The Aunties are there when you need them. And every family needs them. The nickname came about during one of the worst weekends of our lives.
Whenever a major event occurred in my sister-in-laws family, her mother and her mother’s sisters swooped in and handled it. Diligently, happily and tirelessly, they would take care of everyone during a family crisis, or a celebration. They washed dishes, served meals, did laundry and made beds. They swept floors, answered doors and did errands. They did things we younger women didn’t even know needed doing. They had been doing it for decades, but it was the weekend of my brother’s memorial that made us take note.
My sister-in law Shari, Pamela (who was the wife of my brother’s best friend) and myself–we did the best we could. But we and the rest of our generation were grief-stricken. Most of us were in a mental fog throughout the weekend and rotely moved from one task to the next with no good idea of what was coming next. All the events happened, people came and went, everyone pitched in, there was food and drink and places to sleep. And then it was over. And it got quiet. And we wondered how it all happened, or even what had happened.
The three of us were sitting in the kitchen when Aunt Micky walked in. She gave us a quick update since she was getting ready to leave. “The beds are all clean, there is one last load of towels in the dryer. Aunt Sue is with Gerry and she will stay with her through tomorrow night when the caregiver arrives.”
Shari, Pamela and I looked at each other. The Aunties. The Aunties were the ones that took care of the younger generation that had not been through some of the big moments of life and weren’t quite prepared to handle both the emotions and the logistics simultaneously. The Aunties quietly passed on their strength and knowledge so the next generation would know what to do. We decided right then that we would be the Aunties.
We laughed and we cried as we pictured ourselves in this emerging role. We had six adult children between us that would all need Aunties. We may not have grown up as sisters, but we were sisters now. And Aunties we would be.
“We have to be able to grow up. Our wrinkles are our medals of the passage of time. They are what we have been through and who we want to be.” -Lauren Hutton
The Aunties Recipe When people gather for a rite of passage, whether filled with joy or sadness, these tips are the recipe to provide the strength of the Aunties. The goal is to allow the younger generation the ability to grieve or celebrate while surrounded by the comfort of others but not be stressed by the details involved with multiple days of hosting.

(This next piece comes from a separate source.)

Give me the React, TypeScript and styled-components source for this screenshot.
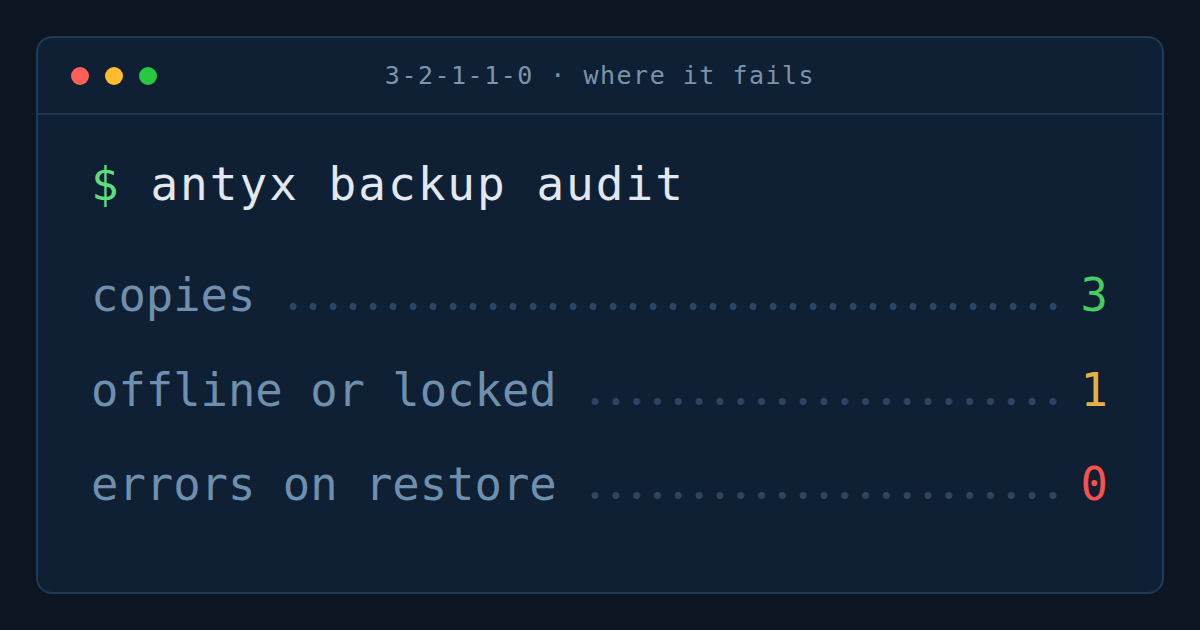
import React from "react";
import styled, { createGlobalStyle } from "styled-components";

const Global = createGlobalStyle`
  html, body { margin: 0; padding: 0; background: #0b1622; }
  body { font-family: "DejaVu Sans Mono", "Liberation Mono", monospace; }
`;

const Page = styled.div`
  width: 1200px;
  height: 630px;
  box-sizing: border-box;
  padding: 36px;
  background: #0b1622;
`;

const Card = styled.div`
  height: 100%;
  box-sizing: border-box;
  background: #0f2035;
  border: 2px solid #1f3a56;
  border-radius: 16px;
  display: flex;
  flex-direction: column;
`;

const TitleBar = styled.div`
  height: 75px;
  box-sizing: content-box;
  border-bottom: 2px solid #1c3550;
  display: grid;
  grid-template-columns: 1fr auto 1fr;
  align-items: center;
  padding: 0 33px;
`;

const Lights = styled.div`
  display: flex;
  gap: 16px;
`;

const Light = styled.span<{ $c: string }>`
  width: 18px;
  height: 18px;
  border-radius: 50%;
  background: ${(p) => p.$c};
`;

const Title = styled.div`
  font-size: 25px;
  letter-spacing: 1.5px;
  color: #7b93ab;
  white-space: pre;
`;

const Body = styled.div`
  padding: 42px 54px 0 53px;
  display: flex;
  flex-direction: column;
`;

const Command = styled.div`
  font-size: 46px;
  line-height: 1.2;
  letter-spacing: 2px;
  color: #e2e8f0;
  white-space: pre;
  margin-bottom: 57px;
`;

const Prompt = styled.span`
  color: #5fdc7f;
`;

const Rows = styled.div`
  display: flex;
  flex-direction: column;
  gap: 40px;
`;

const Row = styled.div`
  display: flex;
  align-items: baseline;
  font-size: 45.5px;
  line-height: 1.2;
  white-space: pre;
`;

const Label = styled.span`
  color: #6f8fad;
`;

const Leader = styled.span`
  flex: 1;
  height: 9px;
  margin: 0 18px 0 28px;
  background-image: radial-gradient(circle at center, #2b4664 3.2px, transparent 3.8px);
  background-size: 20px 9px;
  background-repeat: space no-repeat;
`;

const Value = styled.span<{ $c: string }>`
  color: ${(p) => p.$c};
`;

const rows = [
  { label: "copies", value: "3", color: "#46cf5f" },
  { label: "offline or locked", value: "1", color: "#e3b341" },
  { label: "errors on restore", value: "0", color: "#f8514f" },
];

export default function App() {
  return (
    <>
      <Global />
      <Page>
        <Card>
          <TitleBar>
            <Lights>
              <Light $c="#ff5f57" />
              <Light $c="#febc2e" />
              <Light $c="#28c840" />
            </Lights>
            <Title>3-2-1-1-0 · where it fails</Title>
            <span />
          </TitleBar>
          <Body>
            <Command>
              <Prompt>$</Prompt> antyx backup audit
            </Command>
            <Rows>
              {rows.map((r) => (
                <Row key={r.label}>
                  <Label>{r.label}</Label>
                  <Leader />
                  <Value $c={r.color}>{r.value}</Value>
                </Row>
              ))}
            </Rows>
          </Body>
        </Card>
      </Page>
    </>
  );
}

*Be sensitive to the host. Ask once if it is okay to take over and get things done. With approval, move ahead and don’t look back! *Give friends and family specific tasks to help, like some of the shopping or cooking or tasks listed below. *Keep friends and family updated and involved. Answer the phone. Give information. Return calls. *Check the home and outside entry where visitors will be gathering with a discerning eye, tidying up and adding flowers or plants where needed. *Buy or ask someone to buy what might be needed like snack food, paper napkins, plastic cups, etc. It is okay if it isn’t used. *Stock up on wine, beer, soft drinks and any other beverages that you think will be needed. This is a good place to involve friends. Ask them to bring things! *Gather basic recipes that anyone can cook for a crowd. When out-of-town friends offer to help, give them a recipe and ask them to buy the ingredients and/or help make the dish! *Ask local friends to drop off prepared food. Be specific as to what is needed. *If someone else is cooking, help them find where everything is located in the kitchen. *Keep gathering dirty laundry and doing the wash so it doesn’t pile up. *Bring in the mail each day. *Take out the trash and find out what day the bins go out if needed. *Answer the door and phone and take messages. *Keep a list of gifts, flowers or assistance that were received. *Don’t be afraid to talk about the situation. And don’t be afraid to be quiet. *Hug everyone. Often. *Take time for yourself so you can take care of others with love.